-- Start Material --

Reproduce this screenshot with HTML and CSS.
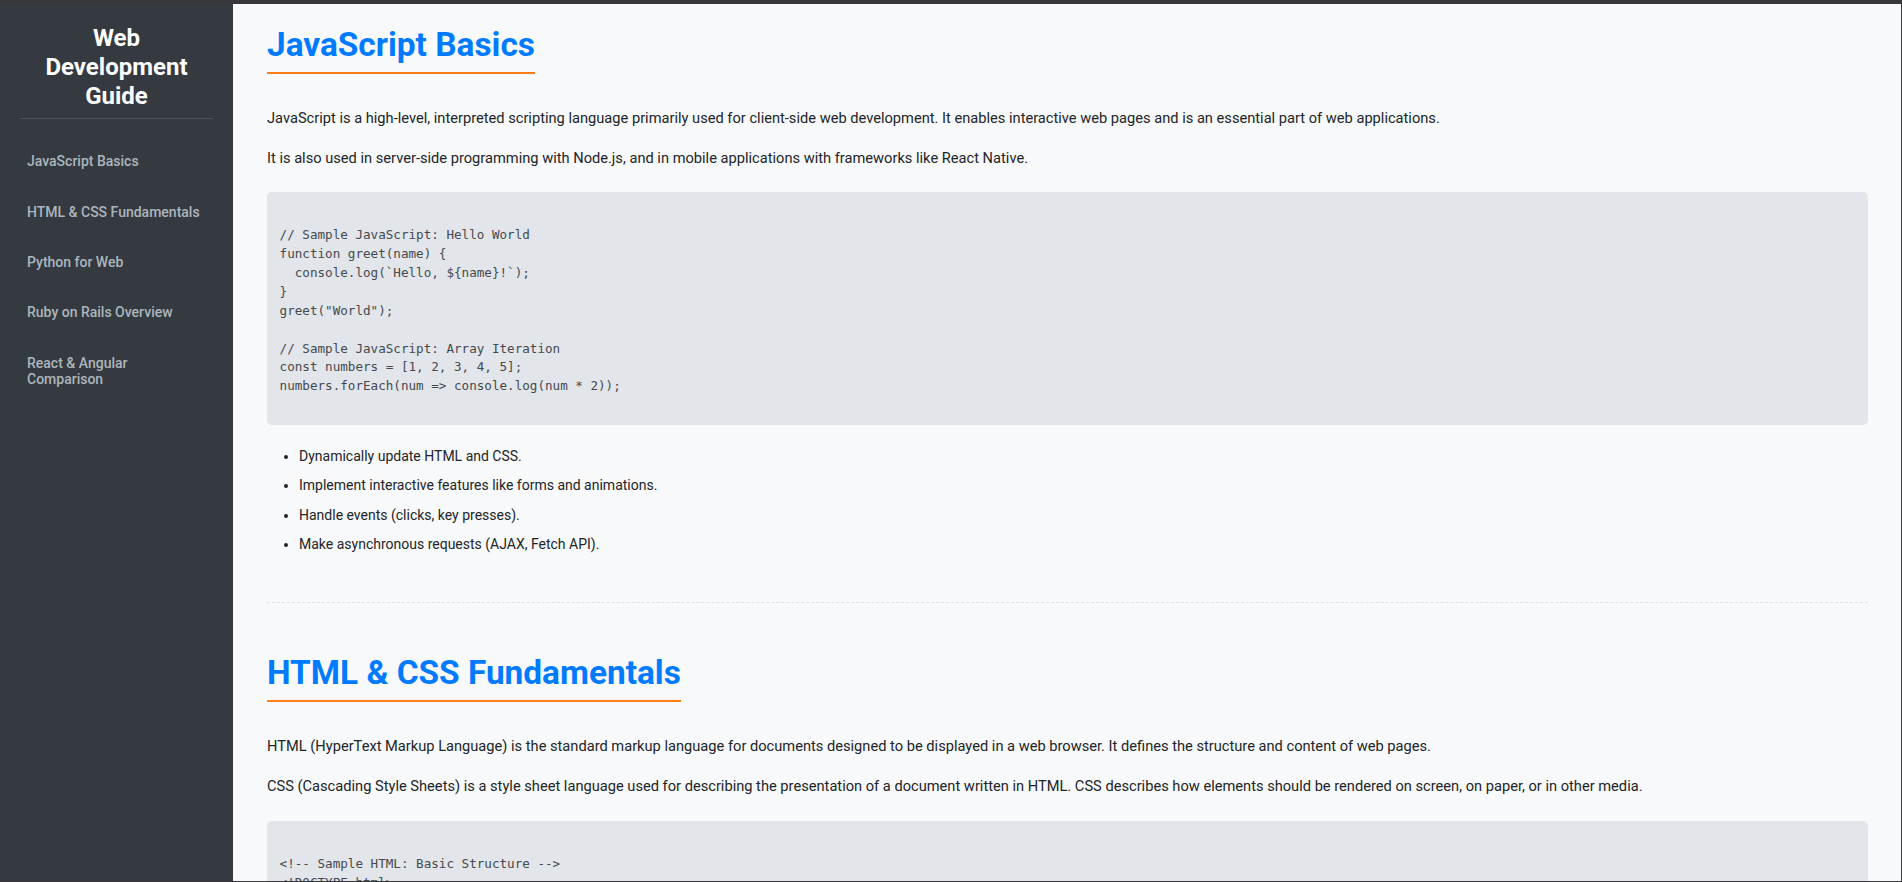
FILE: index.html
```html
<!DOCTYPE html>
<html lang="en">
<head>
<meta charset="utf-8">
<title>Web Development Guide</title>
<link rel="stylesheet" href="styles.css">
</head>
<body>
<div class="app">
  <aside class="sidebar">
    <h1 class="brand">Web Development Guide</h1>
    <nav>
      <ul class="nav">
        <li><a href="#js">JavaScript Basics</a></li>
        <li><a href="#html-css">HTML &amp; CSS Fundamentals</a></li>
        <li><a href="#python">Python for Web</a></li>
        <li><a href="#ruby">Ruby on Rails Overview</a></li>
        <li><a href="#react-angular">React &amp; Angular Comparison</a></li>
      </ul>
    </nav>
  </aside>
  <main class="main">
    <section class="section" id="js">
      <h2 class="title">JavaScript Basics</h2>
      <p>JavaScript is a high-level, interpreted scripting language primarily used for client-side web development. It enables interactive web pages and is an essential part of web applications.</p>
      <p>It is also used in server-side programming with Node.js, and in mobile applications with frameworks like React Native.</p>
<pre class="code"><code>
// Sample JavaScript: Hello World
function greet(name) {
  console.log(`Hello, ${name}!`);
}
greet("World");

// Sample JavaScript: Array Iteration
const numbers = [1, 2, 3, 4, 5];
numbers.forEach(num =&gt; console.log(num * 2));
    </code></pre>
      <ul class="list">
        <li>Dynamically update HTML and CSS.</li>
        <li>Implement interactive features like forms and animations.</li>
        <li>Handle events (clicks, key presses).</li>
        <li>Make asynchronous requests (AJAX, Fetch API).</li>
      </ul>
    </section>
    <section class="section" id="html-css">
      <h2 class="title">HTML &amp; CSS Fundamentals</h2>
      <p>HTML (HyperText Markup Language) is the standard markup language for documents designed to be displayed in a web browser. It defines the structure and content of web pages.</p>
      <p>CSS (Cascading Style Sheets) is a style sheet language used for describing the presentation of a document written in HTML. CSS describes how elements should be rendered on screen, on paper, or in other media.</p>
<pre class="code"><code>
&lt;!-- Sample HTML: Basic Structure --&gt;
&lt;!DOCTYPE html&gt;
&lt;html&gt;
  &lt;head&gt;
    &lt;title&gt;My Page&lt;/title&gt;
  &lt;/head&gt;
  &lt;body&gt;
    &lt;h1&gt;Hello, World!&lt;/h1&gt;
  &lt;/body&gt;
&lt;/html&gt;
    </code></pre>
      <ul class="list">
        <li>Structure content with semantic HTML elements.</li>
        <li>Style layouts with Flexbox and Grid.</li>
        <li>Build responsive designs with media queries.</li>
      </ul>
    </section>
  </main>
</div>
</body>
</html>
```
FILE: styles.css
```css
* { box-sizing: border-box; }

html, body {
  margin: 0;
  height: 100%;
}

body {
  background: #38373c;
  padding: 4px 1px 1px 0;
  font-family: Roboto, "Liberation Sans", Arial, sans-serif;
  font-size: 14px;
  color: #212529;
  overflow: hidden;
}

.app {
  display: flex;
  height: 100%;
}

.sidebar {
  flex: 0 0 233px;
  width: 233px;
  background: #343a40;
  padding: 20px;
  color: #fff;
}

.brand {
  margin: 0;
  font-size: 24px;
  line-height: 1.2;
  font-weight: 700;
  text-align: center;
  padding-bottom: 8px;
  border-bottom: 1px solid #4b545c;
}

.nav {
  list-style: none;
  margin: 24px 0 0;
  padding: 0;
}

.nav li {
  margin-bottom: 13.5px;
}

.nav a {
  display: block;
  padding: 10px 7px;
  color: #adb5bd;
  text-decoration: none;
  font-size: 14px;
  line-height: 1.2;
  font-weight: 500;
}

.main {
  flex: 1;
  background: #f8f9fa;
  padding: 20.5px 33px 0 34px;
  overflow-y: auto;
  scrollbar-width: none;
}

.main::-webkit-scrollbar { display: none; }

.section {
  padding-bottom: 39.3px;
  border-bottom: 1px dashed #dee2e6;
  margin-bottom: 50.5px;
}

.title {
  width: fit-content;
  margin: 0 0 33px;
  font-size: 33.4px;
  line-height: 1.2;
  font-weight: 700;
  color: #007bff;
  padding-bottom: 7px;
  border-bottom: 2px solid #fd7e14;
}

.section p {
  margin: 0 0 16.56px;
  font-size: 14.65px;
  line-height: 1.6;
}

.code {
  margin: 22.3px 0 0;
  background: #e2e5e9;
  border-radius: 5px;
  padding: 15px 12.6px 10.2px;
  font-family: "DejaVu Sans Mono", "Liberation Mono", monospace;
  font-size: 12.6px;
  line-height: 1.5;
  color: #454a50;
  overflow-x: auto;
}

.code code {
  font-family: inherit;
}

.list {
  margin: 19.7px 0 0;
  padding-left: 32px;
}

.list li {
  line-height: 1.6;
  margin-bottom: 7px;
}
```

-- End Material --

▶ [Short task]: A line counts if it holds the word "with". Work out how many lines in the listing count, and give only that number.

▶ [Output below]: 5